Texas, though, simply failed to acknowledge the document. Slaves in Texas did not know they had been freed until June 19, 1865, when Union Major General Gordon Granger showed up in Galveston delivering the news the Civil War had ended and that all slaves had been freed.
A little bit of history. In 1619 an English privateer ship, the White Lion, landed at Point Comfort near the settlement of Jamestown. On board were 20+ men and women captured in what today’s Angola. They were bound, given new names – European first names but not last names, then sold in exchange for land and provisions. Their skills in cultivating crops such as rice and sugar were deemed valuable, but only as chattel. This was the start of 400 years of enslavement of African Americans based solely on race.
Even today there are voices that cry out that the Fourth of July is Independence Day for all Americans and there is no need to call out Juneteenth.

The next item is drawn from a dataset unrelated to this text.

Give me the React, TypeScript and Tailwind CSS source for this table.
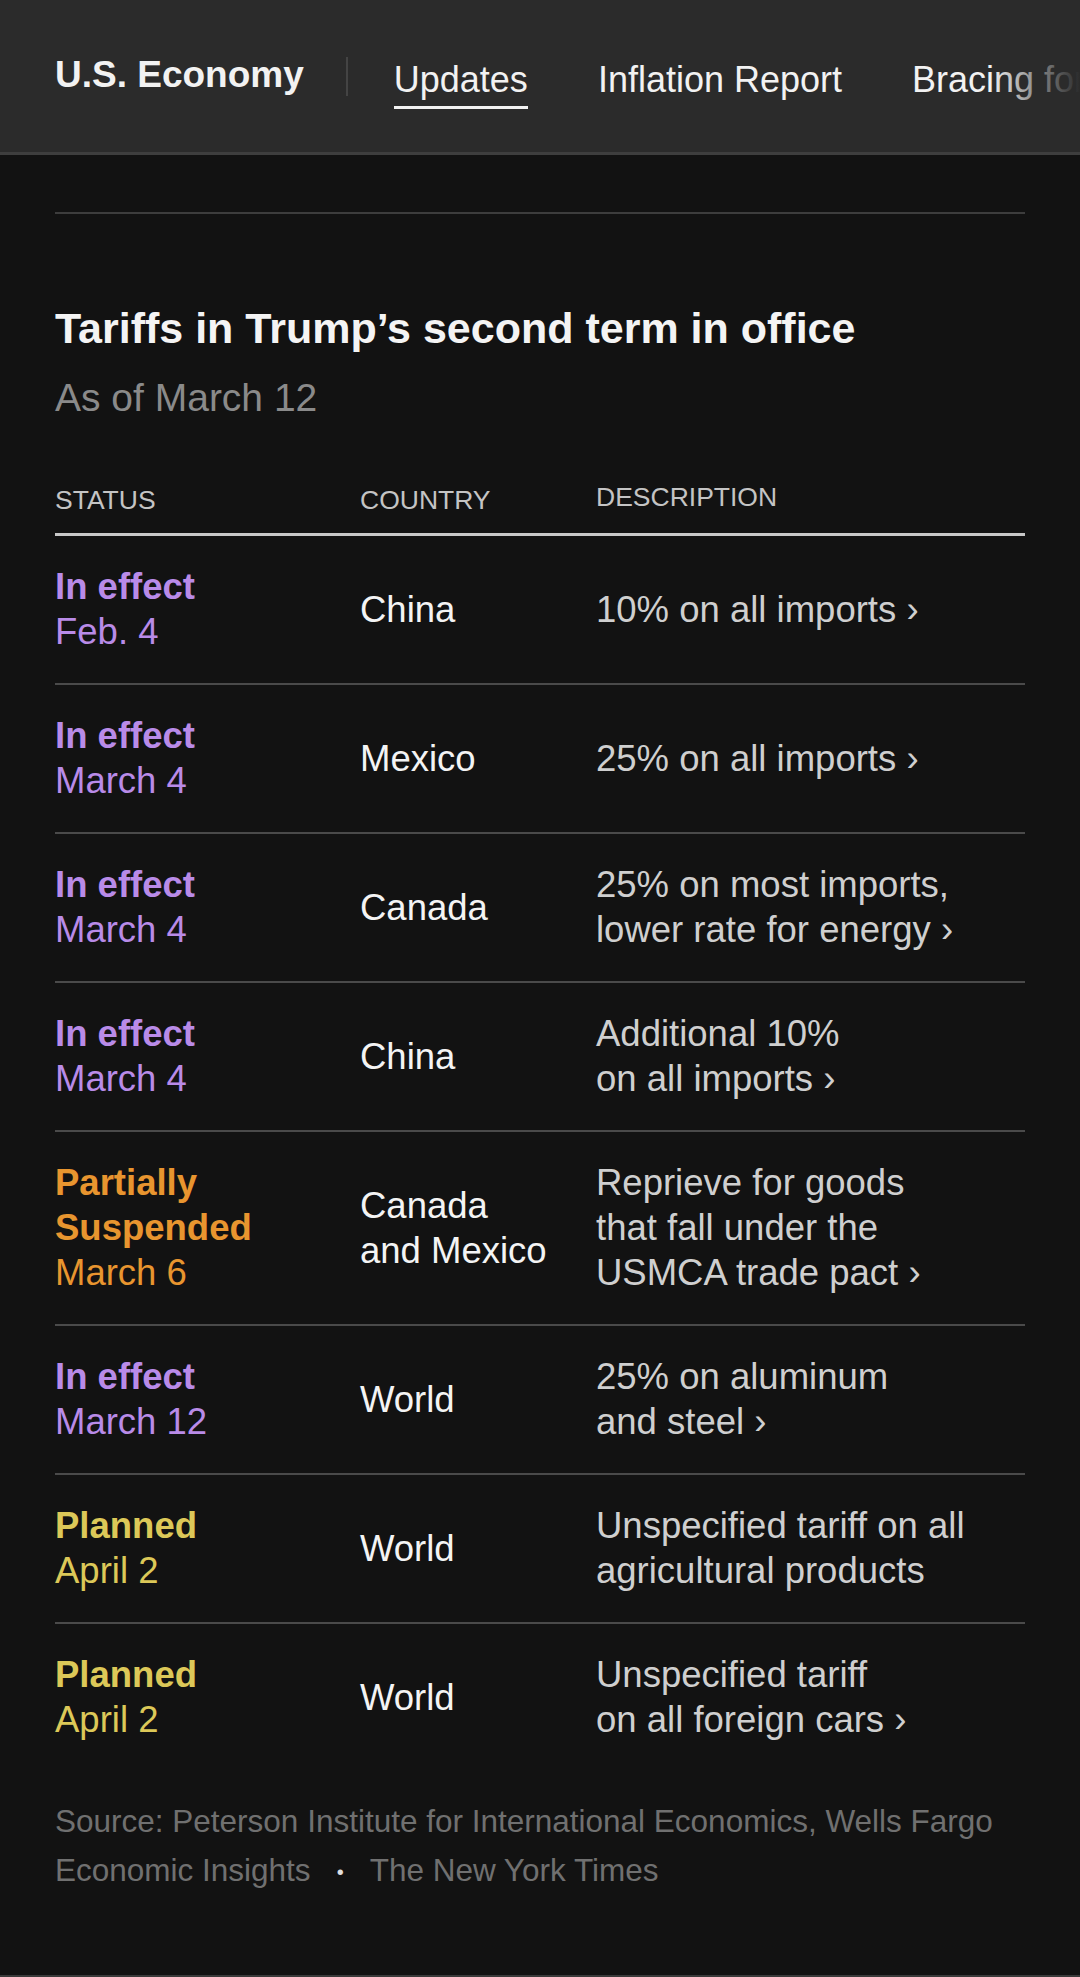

In fact, Frederick Douglass gave a famous speech that captured reality.
“What to a Slave is the Fourth of July? The Fourth of July is yours, not mine. You may rejoice, I must mourn … Fellow Citizens, I am not wanting in respect for the fathers of this republic. The signer
s of the Declaration of Independence were brave men. They were great men, too, great enough to give frame to a great age. It does not often happen to a nation to raise, at one time, such a number of truly great men. The point from which I am compelled to view them is not, certainly, the most favorable; and yet I cannot contemplate their great deeds with less than admiration. They were statesmen, patriots and heroes, and for the good they did, and the principles they contended for, I will unite with you to honor their memory…. Are the great principles of political freedom and of natural justice, embodied in that Declaration of Independence, extended to us? And am I, therefore, called upon to bring our humble offering to the national altar, and to confess the benefits and express devout gratitude for the blessings resulting from your independence to us?”
Let’s honor reality and embrace the opportunity to recognize, celebrate and value Juneteenth! Let’s find ways to acknowledge differences, inequities and a history that is fraught with injustice. Let’s understand that full racial equity and inclusion are not yet fully part of the American experience. We’ll do better when we can celebrate both July 4 and Juneteenth throughout the year.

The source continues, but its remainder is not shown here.